Australia has increased its efforts to deter asylum-seekers from attempting to reach Australian shores by boat, and its current government has vowed that no boat arrivals will ever be resettled in Australia.
But the efforts have concerned activists for refugees, with critics of Australia’s resettlement efforts charging that Cambodia is too impoverished to handle asylum-seekers and that its poor human rights record would put them at risk.
“This is a worrying departure from international norms,” the U.N. High Commissioner for Refugees Antonio Guterres said in a statement. “International responsibility sharing is the basis on which the whole global refugee system works. I hope that the Australian government will reconsider its approach.”
Ou Virak, chairman of the Cambodian Center for Human Rights, said his country was poor and “couldn’t give humanitarian support even if we wanted to.”
“Most of her people do not have access to decent health care, education. Money alone will not able to fix these things for the refugees,” he said in an interview by email. “I think they will be left in limbo for years.”
The Australian Council for International Development, which promotes foreign aid, declared the planned transfer “unnecessarily cruel.”
About 100 people demonstrated outside Australia’s embassy in Cambodia before the signing, clashing briefly with police.
Neither Morrison nor Sar Kheng spoke to the media after the signing and a champagne toast at the Interior Ministry in Phnom Penh.
“Australia will use its expertise and experience to assist Cambodia to strengthen settlement support provided to refugees in Cambodia,” their joint statement said. “As part of this commitment, Australia will bear the direct costs of the arrangement, including initial support to refugees, and relevant capacity building for Cambodia.”
Morrison told Australian Broadcasting Corp. that Australia would pay Cambodia AU$40 million ($35 million) over four years, plus carry the costs of resettlement.
Australia already pays Nauru to house asylum-seekers and has a similar deal with Papua New Guinea. Human rights groups have criticized living conditions for detainees there and expressed concern over the arrangement with Cambodia.
“This deal undermines refugee protection in the region, and around the world, because it makes developed countries think they can pick and choose which refugees they take, and which ones they can offload elsewhere simply by offering development assistance,” said Elaine Pearson, the Australia director of Human Rights Watch.

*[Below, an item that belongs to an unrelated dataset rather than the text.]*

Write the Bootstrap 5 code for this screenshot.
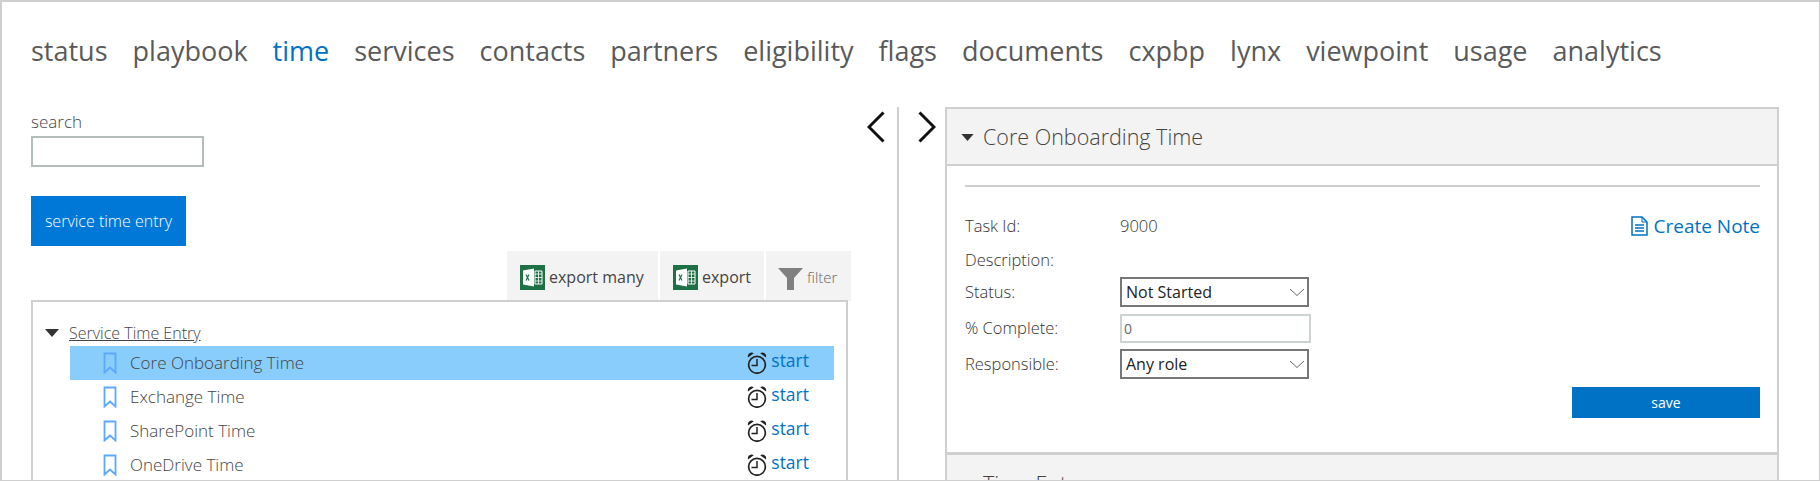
<!DOCTYPE html>
<html lang="en">
<head>
  <meta charset="UTF-8">
  <title>time</title>
  <link href="https://cdn.jsdelivr.net/npm/bootstrap@5.3.3/dist/css/bootstrap.min.css" rel="stylesheet">
  <style>
    html, body { height: 481px; overflow: hidden; }
    body { font-family: "Open Sans", "Liberation Sans", sans-serif; color: #505050; background: #fff; }
    .frame { height: 481px; overflow: hidden; border: 1px solid #cfcfcf; border-top: 2px solid #cfcfcf; border-left-width: 2px; }
    .topnav { padding: 31px 0 0 29px; gap: 25px; height: 105px; font-size: 27px; line-height: 36px; }
    .topnav a { color: #5a5a5a; text-decoration: none; }
    .topnav a.active { color: #0072c6; }
    .leftcol { width: 849px; flex: none; padding: 1px 0 0 29px; }
    .searchlbl { font-size: 17px; font-weight: 300; line-height: 28px; color: #444; display: block; margin: 0; }
    .searchbox { width: 173px; height: 31px; border: 2px solid #b4bcbc; display: block; }
    .btn-entry { width: 155px; height: 50px; margin-top: 29px; background: #0078d7; color: #fff; border: 0; border-radius: 0; font-size: 16px; padding: 0; font-weight: 300; }
    .tabbar { margin-top: 5px; height: 50px; gap: 2px; }
    .tabitem { background: #f3f3f3; height: 50px; display: flex; align-items: center; font-size: 16px; color: #444; padding-top: 2px; }
    .tabitem.many { width: 151px; padding-left: 13px; }
    .tabitem.one { width: 104px; padding-left: 13px; }
    .tabitem.filt { width: 85px; padding-left: 12px; color: #666; font-size: 15px; font-weight: 300; }
    .treebox { width: 817px; height: 300px; border: 2px solid #cfcfcf; padding: 17px 12px 0 12px; margin-top: -1px; position: relative; background: #fff; }
    .treehead { height: 27px; font-size: 16px; line-height: 22px; color: #444; font-weight: 300; }
    .treehead span { text-decoration: underline; margin-left: 10px; }
    .treerow { height: 34px; margin-left: 25px; padding-left: 33px; padding-right: 25px; font-size: 17px; font-weight: 300; color: #444; }
    .treerow.sel { background: #88cdfb; }
    .treerow .lbl { margin-left: 13px; flex-grow: 1; }
    .startlink { color: #0072c6; text-decoration: none; font-size: 17.500px; font-weight: 500; margin-left: 4px; position: relative; top: -3px; }
    .splitter { width: 94px; flex: none; height: 380px; gap: 0; }
    .splitline { width: 2px; background: #cfcfcf; margin: 0 19px 0 12px; height: 100%; }
    .splitter svg { margin-top: 4px; }
    .splitter .first { margin-left: 16px; }
    .panelcol { width: 834px; flex: none; }
    .panelhead { height: 59px; background: #f3f3f3; border: 2px solid #cfcfcf; font-size: 21.500px; font-weight: 300; color: #444; padding: 1px 0 0 14px; gap: 9px; }
    .panelbody { height: 289px; border: 2px solid #cfcfcf; border-top: 0; border-bottom-width: 3px; padding: 19px 17px 0 18px; }
    .panelbody hr { margin: 0 0 22px; border-top: 2px solid #cfcfcf; opacity: 1; }
    .formline { font-size: 16.500px; font-weight: 300; color: #333; }
    .formline.plain { height: 34px; }
    .formline .fieldname { width: 155px; flex: none; }
    .notelink { color: #0072c6; text-decoration: none; font-size: 19px; font-weight: 400; margin-left: auto; gap: 5px; }
    .pickbox { width: 189px; height: 30px; padding: 0 0 0 4px; font-size: 16px; font-weight: 400; color: #222; border: 2px solid #777; border-radius: 0; background-size: 16px 9px; background-position: right 2px center; background-image: url("data:image/svg+xml,%3Csvg xmlns='http://www.w3.org/2000/svg' viewBox='0 0 16 9'%3E%3Cpath d='M1 1l7 6.500L15 1' fill='none' stroke='%23666' stroke-width='1'/%3E%3C/svg%3E"); }
    .pctbox { width: 191px; height: 29px; padding: 0 0 0 2px; font-size: 14px; color: #666; border: 2px solid #cdd3d3; border-radius: 0; }
    .btn-save { width: 188px; height: 31px; background: #0072c6; color: #fff; border: 0; border-radius: 0; font-size: 14px; padding: 0; }
    .gap-status { margin-bottom: 7px; }
    .gap-pct { margin-bottom: 6px; }
  </style>
</head>
<body>
  <svg width="0" height="0" class="d-block">
    <defs>
      <symbol id="ic-book" viewBox="0 0 14 22">
        <path d="M1.500 1.500h11v19l-5.500-5-5.500 5z" fill="none" stroke="#5aa9ff" stroke-width="1.800"/>
      </symbol>
      <symbol id="ic-clock" viewBox="0 0 20 22">
        <path d="M1 5.500a3.800 3.800 0 0 1 5.800-4.200zM19 5.500a3.800 3.800 0 0 0-5.800-4.200z" fill="#222"/>
        <circle cx="10" cy="12.800" r="8.400" fill="none" stroke="#222" stroke-width="1.700"/>
        <path d="M10 7v6.500H4.500" fill="none" stroke="#222" stroke-width="1.500"/>
      </symbol>
      <symbol id="ic-excel" viewBox="0 0 25 25">
        <rect width="25" height="25" fill="#1e7145"/>
        <path d="M3 5.500 14 3.500v18l-11-2z" fill="#fff"/>
        <path d="M15 6h7v13h-7z" fill="none" stroke="#fff" stroke-width="1"/>
        <path d="M15 9h7M15 12.500h7M15 16h7M18.500 6v13" stroke="#fff" stroke-width=".8"/>
        <path d="M6 9.500l3 6M9 9.500l-3 6" stroke="#1e7145" stroke-width="1.200"/>
      </symbol>
      <symbol id="ic-down" viewBox="0 0 14 8">
        <path d="M0 0h14L7 8z" fill="#333"/>
      </symbol>
    </defs>
  </svg>

  <div class="frame">
    <nav class="topnav d-flex">
      <a href="#">status</a>
      <a href="#">playbook</a>
      <a href="#" class="active">time</a>
      <a href="#">services</a>
      <a href="#">contacts</a>
      <a href="#">partners</a>
      <a href="#">eligibility</a>
      <a href="#">flags</a>
      <a href="#">documents</a>
      <a href="#">cxpbp</a>
      <a href="#">lynx</a>
      <a href="#">viewpoint</a>
      <a href="#">usage</a>
      <a href="#">analytics</a>
    </nav>

    <div class="d-flex">
      <div class="leftcol">
        <label class="searchlbl" for="search">search</label>
        <input id="search" class="searchbox" type="text">
        <button class="btn-entry btn" type="button">service time entry</button>

        <div class="tabbar d-flex justify-content-end">
          <div class="tabitem many"><svg width="25" height="25" class="me-1"><use href="#ic-excel"/></svg>export many</div>
          <div class="tabitem one"><svg width="25" height="25" class="me-1"><use href="#ic-excel"/></svg>export</div>
          <div class="tabitem filt">
            <svg width="25" height="25" viewBox="0 0 25 25" class="me-1"><path d="M0 3h25l-9 10v12h-7V13z" fill="#808080"/></svg>filter
          </div>
        </div>

        <div class="treebox">
          <div class="treehead d-flex align-items-center">
            <svg width="14" height="8"><use href="#ic-down"/></svg><span>Service Time Entry</span>
          </div>
          <div class="treerow sel d-flex align-items-center">
            <svg width="14" height="22"><use href="#ic-book"/></svg>
            <span class="lbl">Core Onboarding Time</span>
            <svg width="20" height="22"><use href="#ic-clock"/></svg>
            <a href="#" class="startlink">start</a>
          </div>
          <div class="treerow d-flex align-items-center">
            <svg width="14" height="22"><use href="#ic-book"/></svg>
            <span class="lbl">Exchange Time</span>
            <svg width="20" height="22"><use href="#ic-clock"/></svg>
            <a href="#" class="startlink">start</a>
          </div>
          <div class="treerow d-flex align-items-center">
            <svg width="14" height="22"><use href="#ic-book"/></svg>
            <span class="lbl">SharePoint Time</span>
            <svg width="20" height="22"><use href="#ic-clock"/></svg>
            <a href="#" class="startlink">start</a>
          </div>
          <div class="treerow d-flex align-items-center">
            <svg width="14" height="22"><use href="#ic-book"/></svg>
            <span class="lbl">OneDrive Time</span>
            <svg width="20" height="22"><use href="#ic-clock"/></svg>
            <a href="#" class="startlink">start</a>
          </div>
        </div>
      </div>

      <div class="splitter d-flex align-items-start">
        <svg class="first" width="18" height="32" viewBox="0 0 18 32"><path d="M16.500 1.500 2 16l14.500 14.500" fill="none" stroke="#111" stroke-width="3"/></svg>
        <div class="splitline"></div>
        <svg width="18" height="32" viewBox="0 0 18 32"><path d="M1.500 1.500 16 16 1.500 30.500" fill="none" stroke="#111" stroke-width="3"/></svg>
      </div>

      <div class="panelcol">
        <div class="panelhead d-flex align-items-center">
          <svg width="13" height="7"><use href="#ic-down"/></svg>Core Onboarding Time
        </div>
        <div class="panelbody">
          <hr>
          <div class="formline plain d-flex align-items-center">
            <span class="fieldname">Task Id:</span><span>9000</span>
            <a href="#" class="notelink d-flex align-items-center">
              <svg width="17" height="20" viewBox="0 0 17 20"><path d="M1 1h10l5 5v13H1z" fill="none" stroke="#0072c6" stroke-width="1.500"/><path d="M11 1v5h5" fill="none" stroke="#0072c6"/><path d="M4 9h9M4 12h9M4 15h9" stroke="#0072c6" stroke-width="1.400"/></svg>
              Create Note
            </a>
          </div>
          <div class="formline plain d-flex align-items-center"><span class="fieldname">Description:</span></div>
          <div class="formline gap-status d-flex align-items-center">
            <span class="fieldname">Status:</span>
            <select class="form-select pickbox"><option>Not Started</option></select>
          </div>
          <div class="formline gap-pct d-flex align-items-center">
            <span class="fieldname">% Complete:</span>
            <input class="form-control pctbox" type="text" value="0">
          </div>
          <div class="formline d-flex align-items-center">
            <span class="fieldname">Responsible:</span>
            <select class="form-select pickbox"><option>Any role</option></select>
          </div>
          <div class="d-flex justify-content-end mt-2">
            <button class="btn btn-save" type="button">save</button>
          </div>
        </div>
        <div class="panelhead d-flex align-items-center border-top-0">
          <svg width="13" height="7"><use href="#ic-down"/></svg>Time Entry
        </div>
      </div>
    </div>
  </div>
  <script src="https://cdn.jsdelivr.net/npm/bootstrap@5.3.3/dist/js/bootstrap.bundle.min.js"></script>
</body>
</html>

Amnesty International said recent human rights violations in Cambodia include a violent crackdown by security forces on striking workers and activists in January and cites forced evictions, land disputes and land grabbing affecting thousands of people.
Ou Virak said that under international law, Australia needs to provide necessary protection to refugees. “Sending them Cambodia’s way is the worst and most irresponsible act Canberra could have done,” he said.
In his interview with ABC, Morrison said more than 200 of the 1,200 asylum seekers on Nauru had been assessed to be genuine refugees.
The joint statement said an initial small trial group of refugees would be resettled in Cambodia, then others would be sent later. The transfers would be voluntary, and Morrison said the first group should head to Cambodia by the end of the year.